Teoricamente, é possível reduzir o número de deputados e não comprimir a proporcionalidade, mas o caminho é estreitíssimo. Mais: só os ingénuos e/ou incautos acreditam que os grandes partidos desperdiçariam uma tão boa oportunidade para incrementarem os seus ganhos na secretaria… Manter a proporcionalidade é crucial porque nem o sistema eleitoral é excessivamente proporcional, nem o sistema partidário é fragmentado, e a proporcionalidade é um estímulo à participação dos cidadãos e à diferenciação ideológica dos partidos. Portugal precisa, isso sim, de medidas que estimulem a governabilidade sem comprimir a proporcionalidade (como a moção de censura construtiva; «prémios» à cooperação entre partidos). Por exemplo, as «listas aparentadas» (os partidos declaram-se coligados sem fazerem listas conjuntas e a transformação de votos em mandatos é feita para o conjunto dos «aparentados» incrementando assim os seus lugares no parlamento, face a uma contagem individualizada), caso se adotasse um sistema como o que propus em 2008, ou duas voltas na componente uninominal (à francesa), caso se adotasse um sistema misto (à alemã). Tal seria crucial para trazer a esquerda radical para dentro do sistema de governo, acabar com a colusão PS-PSD e estimular a clareza das alternativas e a participação popular.

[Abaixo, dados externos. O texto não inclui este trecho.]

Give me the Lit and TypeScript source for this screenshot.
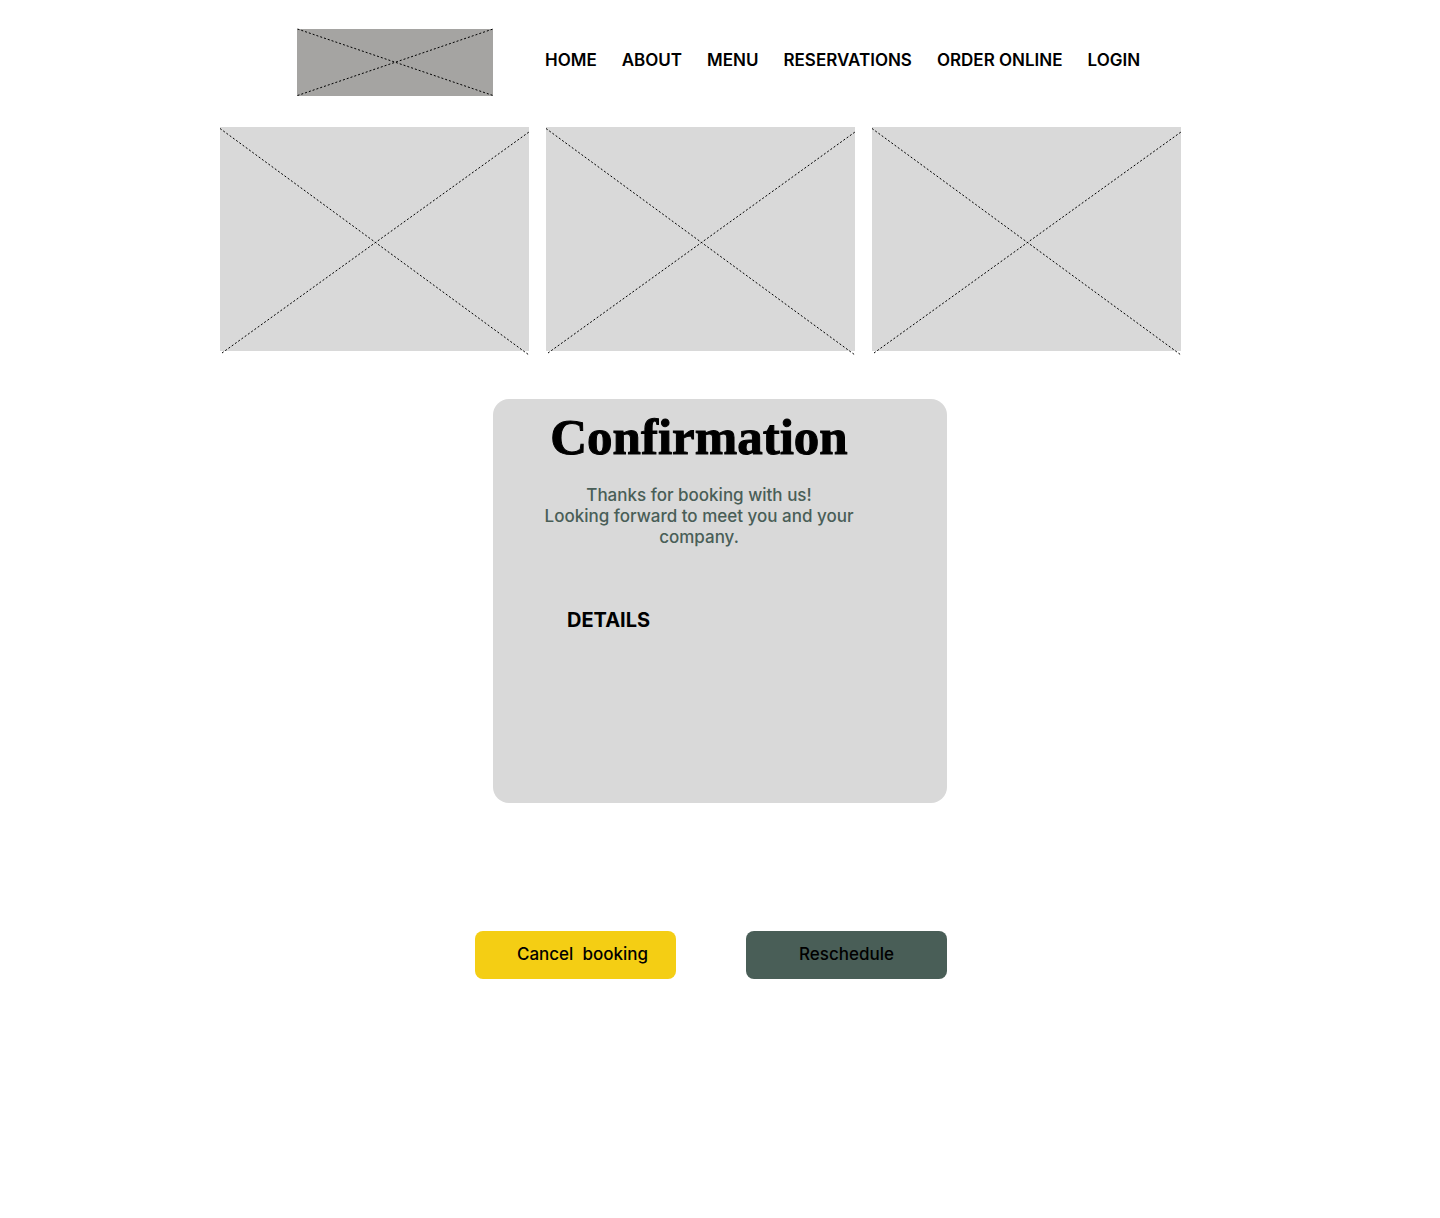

Finalmente, a questão da escolha dos deputados.  O voto preferencial, que só é exequível e efetivo em pequenos círculos, permite que os eleitores escolham o partido que preferem e, dentro desse, escolham também os candidatos a deputados que entendem melhor os servir. Nos círculos uninominais, o eleitor é forçado a escolher: ou o partido ou o candidato. Ou seja, um eleitor descontente com determinado candidato do «seu partido» é obrigado a mudar de partido para o penalizar, ou a «engolir um sapo» mas votar no partido que prefere. Mais, enquanto nos círculos uninominais não há pluralismo na representação, nem paridade de género, pois só um deputado é eleito; nos pequenos círculos plurinominais há pluralismo e paridade. E, mesmo havendo um círculo nacional de compensação dos desvios à proporcionalidade, os uninominais criam uma dinâmica bipartidarizante (exceto se for exigida maioria absoluta em duas voltas). Porém, quer o voto preferencial, quer o voto em círculos uninominais potenciam a personalização do mandato, a ancoragem territorial dos deputados e uma menor disciplina de voto no Parlamento (logo, maior «estima» dos eleitores pelos deputados: ver David Beethem, em The Future of Representative Democracy, 2010).

Resumindo, mesmo as reformas eleitorais desejáveis (abertura das listas/personalização do mandato do deputado, manutenção da proporcionalidade, reforço da governabilidade com incentivos à cooperação interpartidária, moção de censura construtiva), ou seja, aquelas que permitiriam reforçar a componente democrática do regime, terão sempre um alcance limitado, dado a multitude de fatores por detrás da crise das democracias. Será sempre crucial mudar também o enquadramento europeu e limitar a globalização.